Many times, rising of bubbles have been observed, which form the mystic Chakra on the surface of the water. Such a sacred and mysterious spring is found nowhere else in India. The spring, dedicated to Goddess Kheer Bhawani, has an irregular septagonal shape with its apex called Pad (feet) to the East. The northern and the southern sides are longer than the western side which is called Shir (Head). In the centre of the holy spring where once stood a mulberry tree, there is one marble temple which enshrines some idols found at the time of cleansing the spring.

There are many interesting stories related to this festival. One of them is that when Ravana was killed at the hands of Bhagwan Rama, Goddess Bhawani ordered Lord Hanuman to carry her to Satisar-Kashmir along with 360 Nagas.

Lord Hanuman selected the site and installed the Goddess in the Northern part of the valley. She came to be known as Kheer Bhawani or Ragyna Bhagwati as her favourite offerings consist of rice cooked in milk and sugar, and all other vegetarian forms of diet. They said there is also an interesting story about how this spring came to light among the people.

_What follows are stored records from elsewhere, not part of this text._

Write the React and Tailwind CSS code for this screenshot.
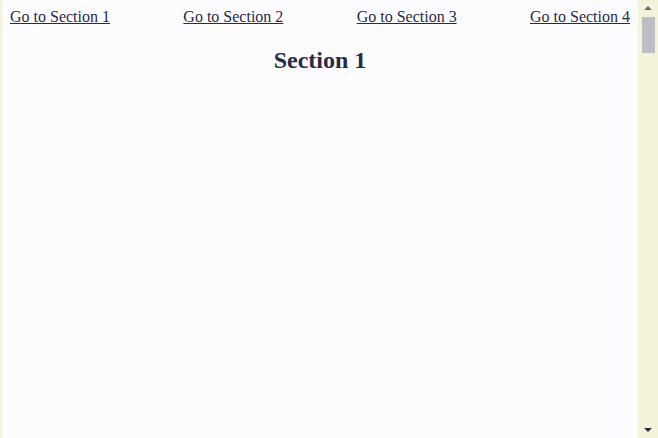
export default function App() {
  const links = ['Go to Section 1', 'Go to Section 2', 'Go to Section 3', 'Go to Section 4']

  return (
    <div className="flex h-[438px] w-[658px] overflow-hidden bg-[#fcfcff] font-['Liberation_Serif',serif] text-[#2b2a45]">
      <div className="w-[2px] bg-[#f5f4d4]" />
      <div className="flex-1">
        <nav className="flex justify-between pl-[8px] pr-[8px] pt-[7px] text-[16px] leading-[20px]">
          {links.map((label) => (
            <a key={label} href="#" className="underline">
              {label}
            </a>
          ))}
        </nav>
        <h2 className="mt-[19px] text-center text-[24px] font-bold leading-[28px]">Section 1</h2>
      </div>
      <div className="flex w-[20px] flex-col items-center bg-[#f3f2da]">
        <div className="mt-[6px] h-0 w-0 border-x-[4px] border-b-[4px] border-x-transparent border-b-[#6b6b7a]" />
        <div className="mt-[7px] h-[36px] w-[13px] bg-[#bebdc6]" />
        <div className="flex-1" />
        <div className="mb-[6px] h-0 w-0 border-x-[4px] border-t-[4px] border-x-transparent border-t-[#2b2a45]" />
      </div>
    </div>
  )
}
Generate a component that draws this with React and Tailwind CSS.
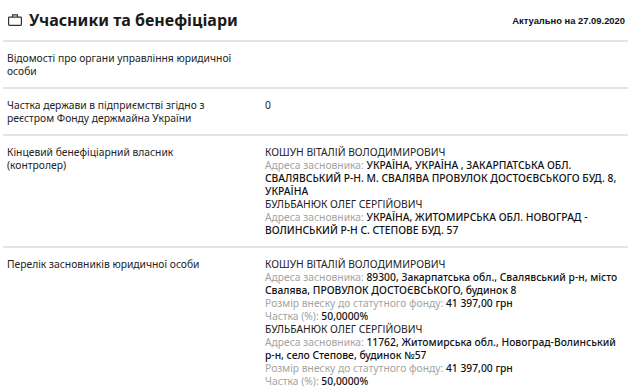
const Gray = ({ children }) => <span className="text-[#a3a3a3] font-normal">{children}</span>

const ROWS = [
  { label: 'Відомості про органи управління юридичної особи', value: null },
  { label: 'Частка держави в підприємстві згідно з реєстром Фонду держмайна України', value: <p>0</p> },
  {
    label: 'Кінцевий бенефіціарний власник (контролер)',
    value: (
      <>
        <p>КОШУН ВІТАЛІЙ ВОЛОДИМИРОВИЧ</p>
        <p className="font-medium text-[#111]"><Gray>Адреса засновника: </Gray>УКРАЇНА, УКРАЇНА , ЗАКАРПАТСЬКА ОБЛ. СВАЛЯВСЬКИЙ Р-Н. М. СВАЛЯВА ПРОВУЛОК ДОСТОЄВСЬКОГО БУД. 8, УКРАЇНА</p>
        <p>БУЛЬБАНЮК ОЛЕГ СЕРГІЙОВИЧ</p>
        <p className="font-medium text-[#111]"><Gray>Адреса засновника: </Gray>УКРАЇНА, ЖИТОМИРСЬКА ОБЛ. НОВОГРАД - ВОЛИНСЬКИЙ Р-Н С. СТЕПОВЕ БУД. 57</p>
      </>
    ),
  },
  {
    label: 'Перелік засновників юридичної особи',
    value: (
      <>
        <p>КОШУН ВІТАЛІЙ ВОЛОДИМИРОВИЧ</p>
        <p className="font-medium text-[#111]"><Gray>Адреса засновника: </Gray>89300, Закарпатська обл., Свалявський р-н, місто Свалява, ПРОВУЛОК ДОСТОЄВСЬКОГО, будинок 8</p>
        <p className="font-medium text-[#111]"><Gray>Розмір внеску до статутного фонду: </Gray>41 397,00 грн</p>
        <p className="font-medium text-[#111]"><Gray>Частка (%): </Gray>50,0000%</p>
        <p>БУЛЬБАНЮК ОЛЕГ СЕРГІЙОВИЧ</p>
        <p className="font-medium text-[#111]"><Gray>Адреса засновника: </Gray>11762, Житомирська обл., Новоград-Волинський р-н, село Степове, будинок №57</p>
        <p className="font-medium text-[#111]"><Gray>Розмір внеску до статутного фонду: </Gray>41 397,00 грн</p>
        <p className="font-medium text-[#111]"><Gray>Частка (%): </Gray>50,0000%</p>
      </>
    ),
  },
]

function BagIcon() {
  return (
    <svg width="14" height="12" viewBox="0 0 14 12" fill="none" stroke="#333" strokeWidth="1.2">
      <rect x="0.6" y="3.1" width="12.8" height="8.3" rx="0.8" />
      <path d="M4.6 3.1V0.9h4.8v2.2" />
    </svg>
  )
}

export default function App() {
  return (
    <div className="bg-white w-[631px] h-[389px] overflow-hidden px-[3px] text-[#222] font-['Noto_Sans',sans-serif]">
      {/* Header */}
      <div className="h-[42px] flex items-center justify-between border-b-2 border-[#e4e4e4] pl-[5px] pr-[3px]">
        <div className="flex items-center gap-[7px]">
          <BagIcon />
          <h2 className="text-[16px] font-bold leading-none text-[#1a1a1a]">Учасники та бенефіціари</h2>
        </div>
        <span className="text-[9.4px] font-bold font-['Liberation_Sans',Arial,sans-serif] text-[#111] mt-[2px]">Актуально на 27.09.2020</span>
      </div>

      {ROWS.map((r, i) => (
        <div key={i} className="flex border-b-2 border-[#e4e4e4] pt-[10px] pb-[9px] pl-[4px] text-[10.3px] leading-[13px]">
          <div className="w-[225px] mr-[33px] shrink-0">{r.label}</div>
          <div className="flex-1 pr-[5px]">{r.value}</div>
        </div>
      ))}
    </div>
  )
}
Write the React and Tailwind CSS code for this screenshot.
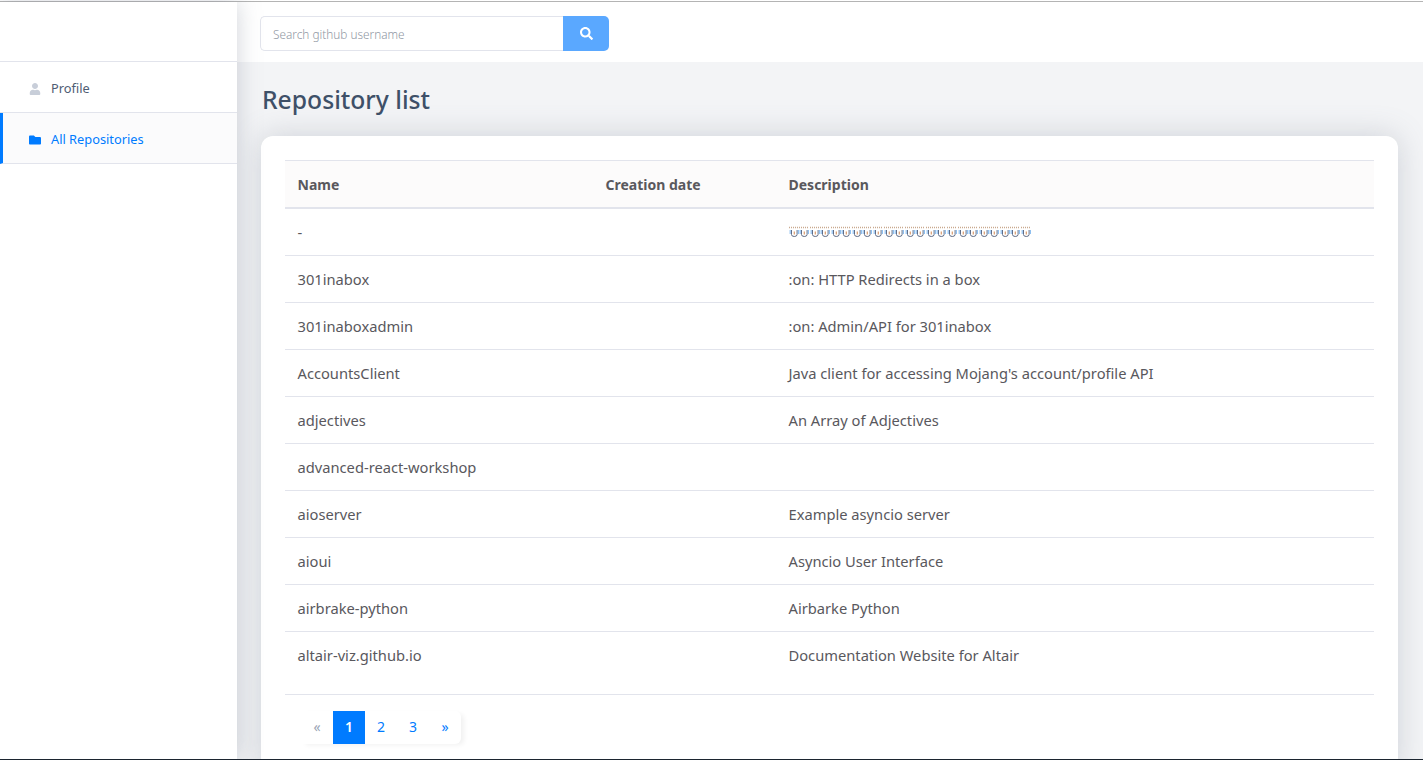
import { FaFolder, FaSearch, FaUser } from "react-icons/fa";

const rows = [
  { name: "-", description: null },
  { name: "301inabox", description: ":on: HTTP Redirects in a box" },
  { name: "301inaboxadmin", description: ":on: Admin/API for 301inabox" },
  { name: "AccountsClient", description: "Java client for accessing Mojang's account/profile API" },
  { name: "adjectives", description: "An Array of Adjectives" },
  { name: "advanced-react-workshop", description: "" },
  { name: "aioserver", description: "Example asyncio server" },
  { name: "aioui", description: "Asyncio User Interface" },
  { name: "airbrake-python", description: "Airbarke Python" },
  { name: "altair-viz.github.io", description: "Documentation Website for Altair" },
];

function TinyGlyph() {
  return (
    <svg width="10.57" height="13" viewBox="0 0 10.57 13" fill="none" className="shrink-0">
      <path d="M0 2.500h10" stroke="#c9a98f" strokeWidth="1.6" strokeDasharray="1 1" />
      <path d="M2.500 5v4.500q0 2 2.800 2t2.800-2V5" stroke="#5f6b85" strokeWidth="1" />
      <path d="M5.300 6.500v3" stroke="#d99a6c" strokeWidth="1.2" />
      <path d="M1.200 5v4M9.400 5v4" stroke="#8fc0f0" strokeWidth="1.2" />
    </svg>
  );
}

function GlyphRow() {
  return (
    <div className="flex h-[13px] w-[244px]">
      {Array.from({ length: 23 }, (_, i) => (
        <TinyGlyph key={i} />
      ))}
    </div>
  );
}

function NavItem({ icon: Icon, label, active }) {
  return (
    <a
      className={`flex h-[51px] items-center border-b border-[#e2e4ec] pt-[4px] text-[12.8px] ${
        active
          ? "border-l-[3px] border-l-[#007bff] bg-[#fbfbfc] pl-[26px] text-[#007bff]"
          : "pl-[29px] text-[#4f5d73]"
      }`}
    >
      <Icon className={`mr-[10px] size-3 ${active ? "text-[#007bff]" : "text-[#c8ced9]"}`} />
      {label}
    </a>
  );
}

function Pagination() {
  const cell = "flex h-[33px] w-8 items-center justify-center text-sm";
  return (
    <div className="mt-4 ml-4 flex w-fit rounded-r-md shadow-[4px_2px_5px_-1px_rgba(0,0,0,0.06)]">
      <span className={`${cell} text-[#9aa5b5]`}>«</span>
      <span className={`${cell} bg-[#007bff] font-semibold text-white`}>1</span>
      <span className={`${cell} text-[#007bff]`}>2</span>
      <span className={`${cell} text-[#007bff]`}>3</span>
      <span className={`${cell} text-[#007bff]`}>»</span>
    </div>
  );
}

export default function App() {
  return (
    <div className="relative flex h-screen flex-col overflow-hidden bg-white font-['Noto_Sans',sans-serif]">
      <div className="h-[2px] shrink-0 border-t border-white bg-[#b4b4b4]" />
      <div className="flex min-h-0 flex-1">
        <aside className="relative z-10 w-[237px] shrink-0 bg-white shadow-[0_0_22px_rgba(120,130,145,0.35)]">
          <div className="h-[60px] border-b border-[#e2e4ec]" />
          <NavItem icon={FaUser} label="Profile" />
          <NavItem icon={FaFolder} label="All Repositories" active />
        </aside>
        <main className="min-w-0 flex-1 bg-[#f3f4f6]">
          <header className="flex h-[60px] items-start bg-white pt-[14px] pl-[23px]">
            <div className="flex h-[35px] w-[349px]">
              <input
                placeholder="Search github username"
                className="min-w-0 flex-1 rounded-l-[5px] border border-r-0 border-[#e2e4ec] bg-white pt-[3px] pl-3 text-[11.8px] font-light text-[#4f5d73] outline-none placeholder:text-[#9097a3]"
              />
              <button className="flex w-[46px] items-center justify-center rounded-r-[5px] bg-[#5aa8ff] text-white">
                <FaSearch className="size-[13px]" />
              </button>
            </div>
          </header>
          <div className="pt-[19px] pl-6 pr-[25px]">
            <h1 className="mb-[17px] ml-px text-[24.7px] leading-[38px] font-medium text-[#3e5068]">Repository list</h1>
            <section className="rounded-xl bg-white px-6 pt-6 pb-8 shadow-[0_0_30px_rgba(120,130,145,0.3)]">
              <table className="w-[1089px] table-fixed border-collapse text-[14.7px] text-[#59585d]">
                <thead>
                  <tr className="h-[47px] border-t border-b-2 border-t-[#e2e4ec] border-b-[#e2e4ec] bg-[#fcfbfb] text-left text-sm font-bold">
                    <th className="w-[308px] pt-[3px] pl-[12.5px] font-bold">Name</th>
                    <th className="w-[183px] pt-[3px] pl-[12.5px] font-bold">Creation date</th>
                    <th className="pt-[3px] pl-[12.5px] font-bold">Description</th>
                  </tr>
                </thead>
                <tbody>
                  {rows.map((row) => (
                    <tr key={row.name} className="h-[47px] border-b border-[#e2e4ec] first:h-[48px] last:border-b-0">
                      <td className="pl-[12.5px]">{row.name}</td>
                      <td />
                      <td className="pl-[12.5px]">{row.description === null ? <GlyphRow /> : row.description}</td>
                    </tr>
                  ))}
                </tbody>
              </table>
              <div className="mt-[15px] border-t border-[#e2e4ec]">
                <Pagination />
              </div>
            </section>
          </div>
        </main>
      </div>
      <div className="absolute inset-x-0 bottom-0 z-20 h-px bg-[#1c2530]" />
    </div>
  );
}
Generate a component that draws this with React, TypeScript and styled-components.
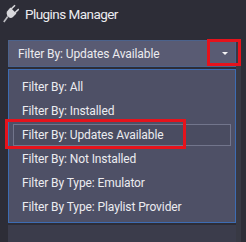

In a related story, it is said that one Brahmin named Krishna Pandit of old city Habba Kadal had a vision wherein he was informed by a Deva to offer Puja to Kheer Bhawani in the swamps of Tullamulla. The pandit was guided by a snake through the swampy and marshy land, until he reached the hollow trunk of a mulberry tree.

The pandit took the clue and after performing Puja poured milk which he had brought for this purpose. It is thus that the holy spring was discovered and was known to Kashmiries. It is believed that the discovery of the holy spring has been made on Ashadha Saptami, the seventh day of the bright fortnight of the month of June-July. Kashmiri Hindus come here every Ashtami - eighth day of the bright fortnight of each lunar month and majority of Kashmiri Hindus consider Kheer Bhawani as their guardian Goddess. The annual festival is held on Jesht Ashtami (May-June) when Kashmiri pandits visit the place in large number to offer prayers to seek the blessings of the diety.

Devotees also throng on every Shukla Paksh Ashtami round the year and perform 'hawans' to please the goddess.

The historic Temple of Kheer Bhawani was built by Maharaja Pratap Singh in 1912 and later renovated by Maharaja Hari Singh. The diety of Goddess Ragyna is decorated in a small white Marble Temple.

Meanwhile, besides at Tulmulla, the Mela is also being celebrated at Tikker in Kupwara, Laktipora, Mattan, Vessu in Anantnag, Manzgam, Devsar in Kulgam and at Kapal Mochan in Shopian district.